Жизнь оскудела. Ни дать ни взять. Хочется пошутить, но рот не слушается. Я ведь вообще-то могу, ты не думай.
Так, значит, как я умирал.
Сколько помню, была середина осени. В бутылке – пальмовый ром. Как много выпито-то, Господи! Переливали – рот в рот. Последний раз. На соседней скамейке некто лысый попал в цейтнот. Он тоже еще не умел проигрывать.
Потом то, что тебе неизвестно. Инфаркт, клиническая смерть – все не стоит внимания. Пытался покончить много раз. Хотя бы с сознанием. Дядя мой – человек несравненно более порядочный, поэтому умер решительно.
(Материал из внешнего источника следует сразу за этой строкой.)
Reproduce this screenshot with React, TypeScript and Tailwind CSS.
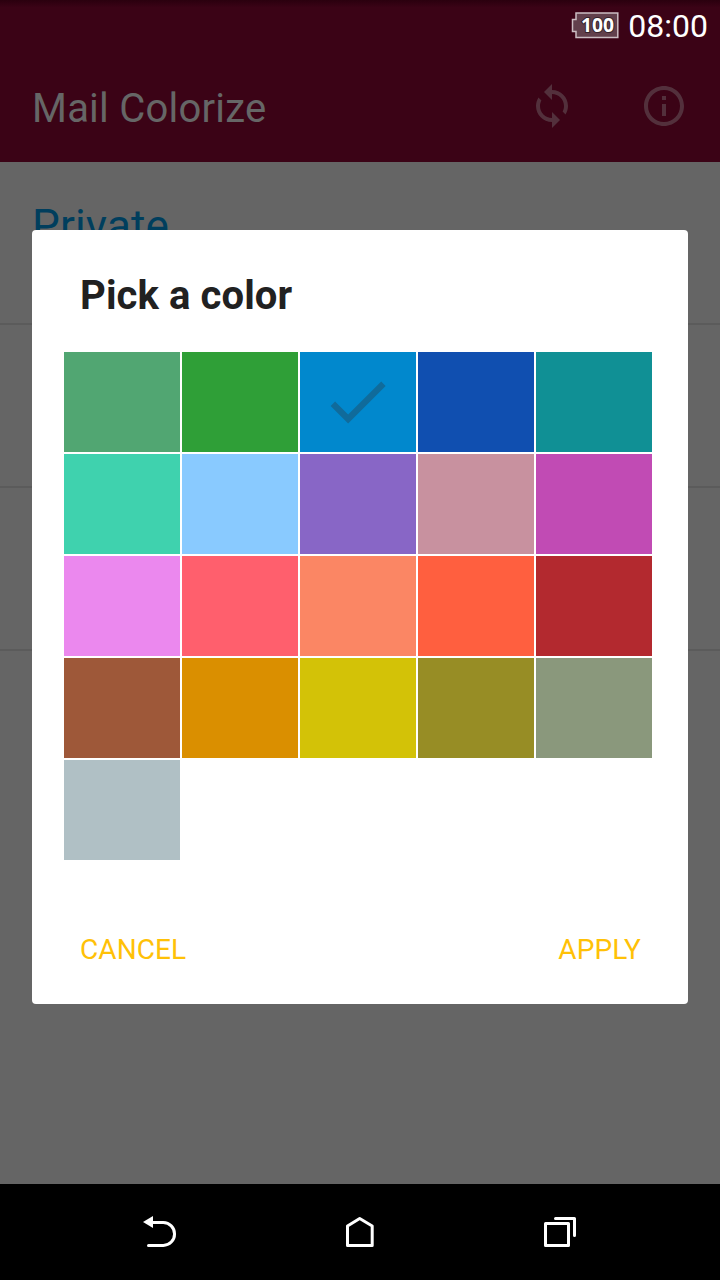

Барханы, барханы… Горизонты, горизонты… Нет ничего мучительнее бессмертия. Переулки, парадные, скверы, окна, подвалы метро… И ко всему подключен ток. А ты думала, ад – это что?
Ну, конечно, пьянству бой, труба зовет, возлюби ближнего, валокордин, димедрол, феназепам. Фонари и те сморкаются, глядя. Рисунок на обоях изувечился. Друзья говорят последние слова и, в общем, благословляют. А все никак и никак.
Лед, говорю я, лед!
Горизонты… Горизонты…
Я все толстею. Уже по колено в быту. И все больше мерещусь. Привет.
16
Под перевернутой ванной трава давно вылиняла и забылась. От жизни – только лампочка, контра-бандно горит. Небо, гудящее в отверстие для слива. Детские зверьковые глаза. Меткий окурок.
По дороге на работу иногда заглядывает жена. Сынишка заползает послушать сказку про муру-мураву. Раз позвонила любимая. Ей сказали, что меня уже нет, и она уехала на дачу.
Я вылез и пошел туда, куда давно глаза глядят.
Заросшие холмы пахли гуще, чем черносмородиновый лист в июле. Кусты и деревья пребывали в таких человечески одухотворенных позах, будто учились гуманизму у Руссо. Я проскользил по зазеленевшим мосткам прямо к бесцветному костерку. Над ним на елочной треноге голубино вскипал медный таз с вареньем. Пахло вороватой вишневой пенкой.
Рядом на траве лежал раскрытый роман. Вгляделся, пытаясь узнать страницу. Буквы на солнце вдруг стали едко-зелеными и, ожив, начали отслаиваться от бумаги. Я размазал их пальцем, с ужасом сознавая, что хочу попробовать на вкус.
Раздался смех, и меня схватила за плечо та взрослая семнадцатилетняя гостья, которой я обязан темной вспышкой первого поцелуя. Она потрепала мою бородатую щеку холодной ручкой и побежала, не стесняясь показывать свои изузорченные сеном ляжки.
Постыдно побежал следом, почти забыв о цели посещения.